Maintenance: a garden isn’t just for summer



Starting his workday at 7.30 am, come rain or shine, Joe works all year round, although the workload differs from season to season. In spring, his time is spent nurturing and mulching as the crops come out, summer and autumn are mainly spent harvesting produce, and there’s a lot more office time in the winter. 


It all sounds idyllic, spending time outdoors doing something you love ― especially during the warmer months. But is it as good as it sounds? 

“I feel very lucky,” Joe said, “but I do get sick of it sometimes, running around in the summer with a hose trying to water the bloody things. I’m always a little pleased with year-end ― you can wipe the slate clean and start again, being sure to correct any mistakes you made next time around.” 
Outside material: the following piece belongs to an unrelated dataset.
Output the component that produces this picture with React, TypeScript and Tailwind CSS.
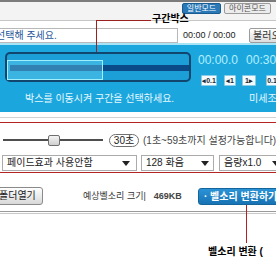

Harvesting: the time is right



I completely agree with Joe when he says that you’ll never look at a vegetable in the same way if you grow your own. You won’t turn your nose up at a knobbly carrot or discard a disfigured potato because you put time and effort into it. You won’t want to waste it. 

“Growing your own is all about the full circle, as clichéd as that sounds. Eating the produce is part of the fun. Plus, I haven’t shopped at the supermarket for months!” 

But all in all, it’s down to flavour ― I may be inclined to eat a wonky runner bean, but I know I’d draw the line if the taste wasn’t right. 

“Working with Raymond Blanc has shown me the importance of harvesting things at the right time ― not doing so can affect their flavour,” Joe pointed out. “Carrots can get more woody, for example. Aside from this, it’s also important to do them justice when cooking with them.”  

Once again, Joe stresses that practice makes perfect, but there’s no harm in doing a little research ― just try not to get tied down by it. “You can read as many books as you like, but ultimately it’s about getting to know your crops and how they behave. It’s all one big experiment.”